Today’s New York Times contains this letter from one Mr. Peter Ebnet of St. Cloud, Minnesota.  Mr. Ebnet is distraught that Ireland is prospering.  I send him here an open letter:

Dear Mr. Ebnet:

You are "saddened" that Ireland is becoming economically prosperous. No, that’s not quite right (or fair of me): You are "saddened" because Ireland is losing its "identity" as its people cooperate ever more closely with more and more peoples from around the world in a process that improves their standards of living.

The sight of "foreign manufacturing plants" in Ireland burdens you with "oppressive melancholy." You regret that Gaelic is fading today everywhere as a spoken language, save in the western coast of Ireland – the part that remains poorest and that hasn’t yet been much affected by globalization.

You expressly hope that other countries don’t follow Ireland’s recent path, lest they lose their "identities."

Reading your letter reminds me of a conversation I had about five years ago with a friend – a dear and good friend – who just returned from her first trip to Ireland. She was disappointed because Ireland "looks a lot like America."

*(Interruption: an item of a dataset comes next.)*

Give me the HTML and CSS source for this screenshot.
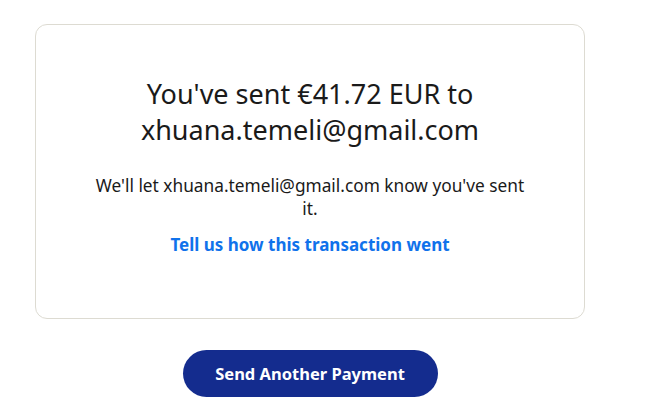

This American friend of mine wanted Ireland to be filled with cute little thatched-roof cottages inhabited by gentle peasant-folk tending their gardens, feeding their pigs, and looking about merrily in verdant meadows for four-leafed shamrocks. My American friend was appalled that the Irish share her taste for material wealth – for houses with solid roofs – for modern appliances – for automobiles and broad, smoothly paved roads – for shopping centers, airports, fusion-cuisine restaurants, and all the other blessings of a worldwide market.

Of course, my American friend didn’t quite see herself in this way. She simply didn’t see or think. To her – a middle-class American woman for whom material wealth is the norm – the expected opportunity to gaze first-hand upon simple peasants going about their peasant-ways in their peasant-clothes in their peasant-settings was almost something of a right. "How dare they not be as I expect them to be!" was her unsaid theme. "How dare they enjoy similar things to those that I enjoy!  How dare their country look like mine!  This unexpected set of affairs makes my vacation to Ireland less pleasant."

In other words, this friend of mine – like you, Mr. Ebnet – selfishly wants other people to be museum pieces for her enjoyment. You and she dislike signs of material progress in Ireland because you live in the United States, with ready access to an abundance of material wealth that the Irish are just now beginning to enjoy themselves.

You blithely wish that the Irish had remained poor so that you would have continued, during your visits from America, to luxuriate in their quaint languages and enjoy gazing upon Ireland’s natural vistas unaffected by advanced commerce.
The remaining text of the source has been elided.